The device plugin was closer to the component that made Kubernetes recognize the GPU as a schedulable node resource. If the device plugin was missing or not working correctly, the scheduler could fail to see nvidia.com/gpu.

I also tried not to read Insufficient nvidia.com/gpu as just a simple lack of GPU capacity. I checked whether the device plugin was failing to advertise the resource, whether another Pod was already using the GPU, and whether node constraints or taints and tolerations were involved.

After Applying

Once the container recognized the GPU and vLLM started running, it felt like the problem was solved. But in reality, that was only the start of the next set of checks. Recognizing the GPU and operating an inference server reliably are different problems.

After that, I still had to deal with vLLM settings, memory usage, concurrent requests, and context length. But in this work, I focused on organizing the conditions required before a GPU inference workload can run on Kubernetes.

Checkpoints

After this experience, my checklist for GPU inference servers became longer. Before, I thought that if a model ran with Docker on a GPU server, one big step was done. Now I check more items before treating it as ready.

The first things I check are:

Can the GPU workload be scheduled onto the intended node?
Does the runtime configuration remain after restart?
Can the scheduler see the GPU resource?
Can I explain what conditions the Pod needs in order to use the GPU?

Using a GPU on Kubernetes includes several assumptions.

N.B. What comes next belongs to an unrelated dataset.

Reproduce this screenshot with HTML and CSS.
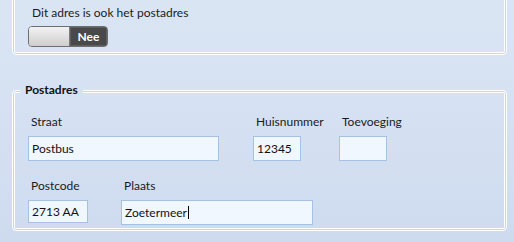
FILE: index.html
```
<!DOCTYPE html>
<html lang="nl">
<head>
<meta charset="utf-8">
<title>Adres</title>
<link rel="stylesheet" href="styles.css">
</head>
<body>
<div class="group group-top">
  <div class="check-label">Dit adres is ook het postadres</div>
  <div class="toggle">
    <span class="toggle-thumb"></span>
    <span class="toggle-text">Nee</span>
  </div>
</div>
<fieldset class="group group-post">
  <legend class="legend">Postadres</legend>
  <div class="fields">
    <div class="row row-one">
      <div class="field f-straat">
        <div class="label">Straat</div>
        <div class="input">Postbus</div>
      </div>
      <div class="field f-huis">
        <div class="label">Huisnummer</div>
        <div class="input">12345</div>
      </div>
      <div class="field f-toev">
        <div class="label">Toevoeging</div>
        <div class="input"></div>
      </div>
    </div>
    <div class="row row-two">
      <div class="field f-postcode">
        <div class="label">Postcode</div>
        <div class="input input-short">2713 AA</div>
      </div>
      <div class="field f-plaats">
        <div class="label">Plaats</div>
        <div class="input">Zoetermeer<span class="caret"></span></div>
      </div>
    </div>
  </div>
</fieldset>
</body>
</html>
```
FILE: styles.css
```
html, body {
  margin: 0;
  padding: 0;
}
body {
  width: 514px;
  height: 242px;
  overflow: hidden;
  background: linear-gradient(to bottom, #dae5f4 0%, #d5e1f2 50%, #cedbef 100%);
  font-family: Lato, "Liberation Sans", sans-serif;
  font-size: 12px;
  color: #1b1b1b;
}
.group {
  border: 1px solid #ffffff;
  border-radius: 4px;
  box-shadow: inset 0 0 0 1px #c9d6e6, inset 0 0 0 2px #ffffff;
  margin-left: 12px;
  margin-right: 7px;
  box-sizing: border-box;
}
.group-top {
  margin-top: -20px;
  padding: 24px 0 7px 15px;
}
.check-label {
  line-height: 16px;
  padding-left: 4px;
}
.toggle {
  margin-top: 5px;
  width: 80px;
  height: 21px;
  box-sizing: border-box;
  border: 1px solid #6e6e6e;
  border-radius: 4px;
  overflow: hidden;
  display: flex;
}
.toggle-thumb {
  width: 40px;
  background: linear-gradient(to bottom, #f2f2f2 0%, #e2e2e2 45%, #cdcdcd 100%);
  border-right: 1px solid #7a7a7a;
}
.toggle-text {
  flex: 1;
  background: #494949;
  color: #ffffff;
  font-weight: bold;
  text-align: center;
  line-height: 19px;
  box-shadow: inset 0 0 0 1px #5e5e5e;
}
.group-post {
  margin-top: 27px;
  padding: 0 0 5px 0;
  min-width: 0;
}
.legend {
  margin-left: 7px;
  padding: 0 5px;
  font-weight: bold;
  line-height: 16px;
  color: #111;
  background: #d6e2f3;
}
.fields {
  padding-left: 15px;
}
.row {
  display: flex;
}
.row-one {
  margin-top: 16px;
}
.row-two {
  margin-top: 17px;
}
.label {
  line-height: 16px;
  padding-left: 3px;
  white-space: nowrap;
}
.input {
  margin-top: 6px;
  height: 25px;
  box-sizing: border-box;
  border: 1px solid #a6c2e2;
  background: #f1f7fe;
  padding-left: 3px;
  line-height: 23px;
  color: #111;
  white-space: nowrap;
}
.input-short {
  height: 23px;
  line-height: 21px;
}
.f-straat { width: 191px; margin-right: 34px; }
.f-huis { width: 48px; margin-right: 38px; }
.f-toev { width: 48px; }
.f-postcode { width: 60px; margin-right: 33px; }
.f-plaats { width: 192px; }
.caret {
  display: inline-block;
  width: 1px;
  height: 13px;
  background: #000;
  vertical-align: -2px;
  margin-left: 1px;
}
```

Having a GPU node, seeing nvidia-smi on the host, and seeing the Pod in Running state are all necessary, but they may still not be enough.

Takeaway

This experience was meaningful not just because I ran vLLM, but because I checked the path one step at a time and organized the conditions needed for a GPU inference workload to work.

After this, when a GPU-related issue happens, I try not to look only at the application logs. I check the host, runtime, k3s containerd, device plugin, and Pod spec in order. Having that order made similar problems easier to narrow down later.